Até a 17ª Cúpula dos Brics, realizada em julho no Rio de Janeiro, o agrupamento político de países em desenvolvimento vivia momentos de oscilação, alternando demonstrações de força e sinais de incerteza na arena internacional. Apesar dos ambiciosos projetos conjuntos, como a criação de um sistema de transações transfronteiriço em moedas locais, até o mês passado as perspectivas futuras do grupo eram incertas, agravadas após uma Cúpula esvaziada pela ausência do presidente chinês Xi Jinping, e da hesitação indiana em se associar às principais iniciativas do grupo. Contudo, esse período de oscilação começa a dar lugar a um novo momento e o catalisador foi a mais recente ofensiva tarifária do presidente dos Estados Unidos.
O tarifaço de Trump contra os países dos Brics não é apenas uma medida econômica; é uma declaração de guerra política. Ao mirar a China, o Brasil e a Índia, o presidente dos EUA deixou claro que sua visão de comércio é menos sobre competitividade e mais sobre imposição de força. A ironia é que essa agressividade, em vez de enfraquecer os Brics, pode estar empurrando seus membros para uma coordenação mais estreita.
A China, pragmática e estratégica, não perdeu tempo: ainda nesta semana ofereceu apoio explícito ao Brasil, posicionando-se como parceira no fomento ao multilateralismo e na resistência ao protecionismo. Naturalmente, a ação representa mais do que solidariedade – é geopolítica calculada. Ao reforçar a ponte com Brasília, Pequim se fortalece no tabuleiro global e reforça a narrativa de que o Brics é alternativa real à hegemonia americana.

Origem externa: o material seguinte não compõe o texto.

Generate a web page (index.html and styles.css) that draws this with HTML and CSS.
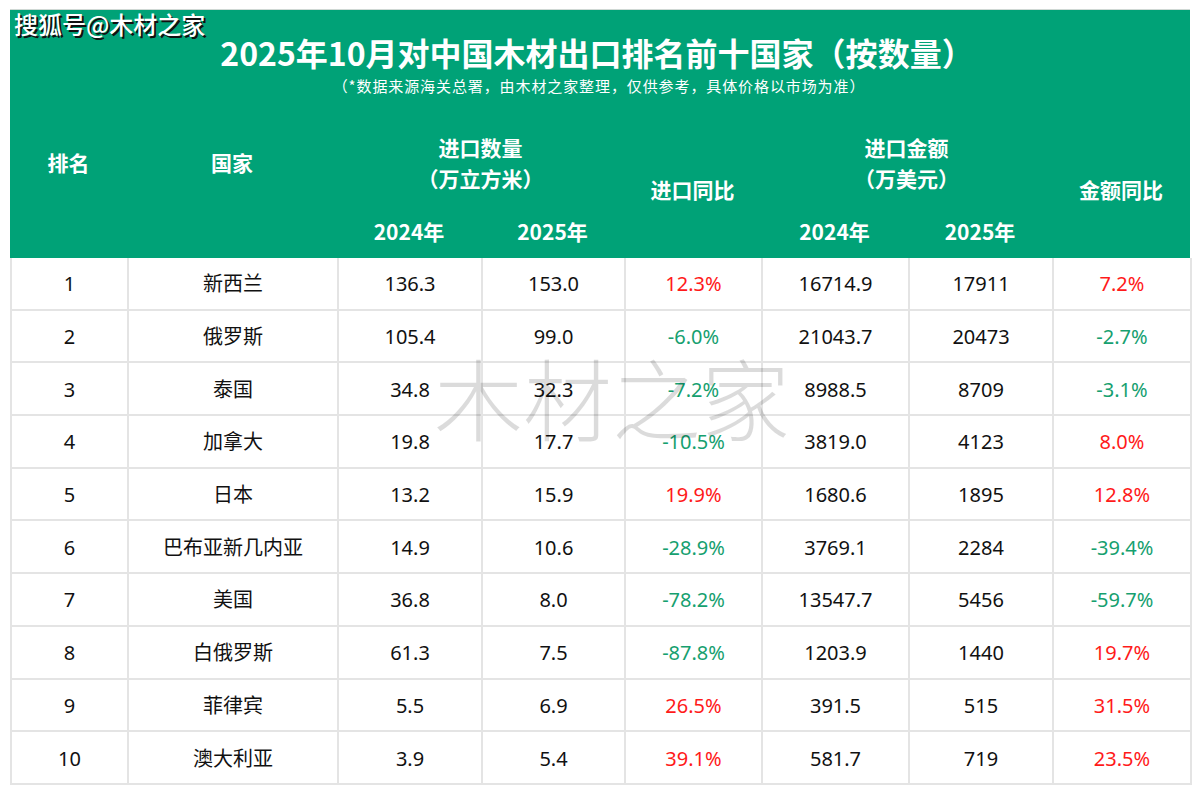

A Índia, sempre cautelosa, sentiu na pele a retaliação: tarifas de até 50% e a lembrança de que negociar com Trump não livra ninguém da tempestade. No entanto, os indianos também saber mover suas peças no xadrez. A resposta foi simbólica e estratégica: suspensão de compras dos EUA, viagem marcada para Pequim em 2026 e aproximação com Brasília, que também já acertou visita a Nova Délhi no mesmo ano.
Além dessas atuações, a retórica dura da Rússia – que se mantém firme apesar das sanções estadunidenses – e o respaldo da África do Sul às movimentações realizadas completam o quadro dos membros fundadores do Brics: não se trata apenas de comércio, mas de afirmar soberania num sistema internacional cada vez mais coercitivo. Trump pode acreditar que a pressão isolará adversários. O risco, para ele e para os EUA, é produzir exatamente o contrário: um BRICS mais consciente de sua força coletiva, mais disposto a agir como o bloco geopolítico que é.
Se a história nos ensina algo, é que sanções e tarifas raramente mudam comportamentos – mas frequentemente mudam alianças. E, nesse caso, é a Casa Branca que pode ter dado o maior empurrão para a consolidação política do Brics em anos.